### Information supplied
-- begin --

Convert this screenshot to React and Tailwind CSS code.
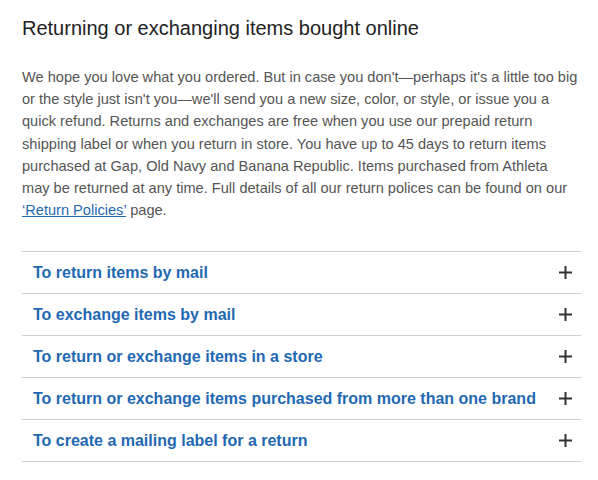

-- end --
-- begin --

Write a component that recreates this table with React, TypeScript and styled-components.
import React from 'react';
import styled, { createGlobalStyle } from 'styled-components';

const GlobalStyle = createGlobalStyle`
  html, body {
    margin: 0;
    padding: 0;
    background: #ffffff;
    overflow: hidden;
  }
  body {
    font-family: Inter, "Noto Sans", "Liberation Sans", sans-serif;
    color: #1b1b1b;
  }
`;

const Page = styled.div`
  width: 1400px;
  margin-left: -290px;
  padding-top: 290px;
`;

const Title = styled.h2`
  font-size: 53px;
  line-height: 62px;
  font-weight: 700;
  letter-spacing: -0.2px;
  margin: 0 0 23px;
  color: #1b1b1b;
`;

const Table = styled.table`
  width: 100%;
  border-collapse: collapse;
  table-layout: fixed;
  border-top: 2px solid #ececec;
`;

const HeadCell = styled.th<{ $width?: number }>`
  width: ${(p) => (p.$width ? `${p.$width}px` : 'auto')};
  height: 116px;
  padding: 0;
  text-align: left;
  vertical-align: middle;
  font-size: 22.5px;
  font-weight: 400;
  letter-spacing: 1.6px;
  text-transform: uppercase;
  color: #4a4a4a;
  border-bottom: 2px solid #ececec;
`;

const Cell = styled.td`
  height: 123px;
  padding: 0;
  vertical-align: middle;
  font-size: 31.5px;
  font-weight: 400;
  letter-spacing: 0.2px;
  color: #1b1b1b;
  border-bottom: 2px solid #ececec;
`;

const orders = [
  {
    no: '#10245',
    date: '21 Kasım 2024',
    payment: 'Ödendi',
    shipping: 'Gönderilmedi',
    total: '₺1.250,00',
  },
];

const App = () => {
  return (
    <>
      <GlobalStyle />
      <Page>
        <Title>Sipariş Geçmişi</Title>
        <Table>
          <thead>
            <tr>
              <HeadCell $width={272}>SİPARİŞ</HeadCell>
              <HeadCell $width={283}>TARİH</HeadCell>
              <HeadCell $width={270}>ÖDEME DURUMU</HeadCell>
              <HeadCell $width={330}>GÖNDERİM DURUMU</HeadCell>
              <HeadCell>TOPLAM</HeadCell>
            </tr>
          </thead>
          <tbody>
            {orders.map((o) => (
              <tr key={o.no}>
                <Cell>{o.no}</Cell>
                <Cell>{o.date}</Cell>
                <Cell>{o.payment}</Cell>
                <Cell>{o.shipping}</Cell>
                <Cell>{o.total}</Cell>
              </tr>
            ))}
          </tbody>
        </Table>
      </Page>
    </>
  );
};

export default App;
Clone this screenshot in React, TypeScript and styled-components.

-- end --

### Short task
Gather from the entries above all lines that include the string "TypeScript".

### Answer to this task
Write a component that recreates this table with React, TypeScript and styled-components.
Clone this screenshot in React, TypeScript and styled-components.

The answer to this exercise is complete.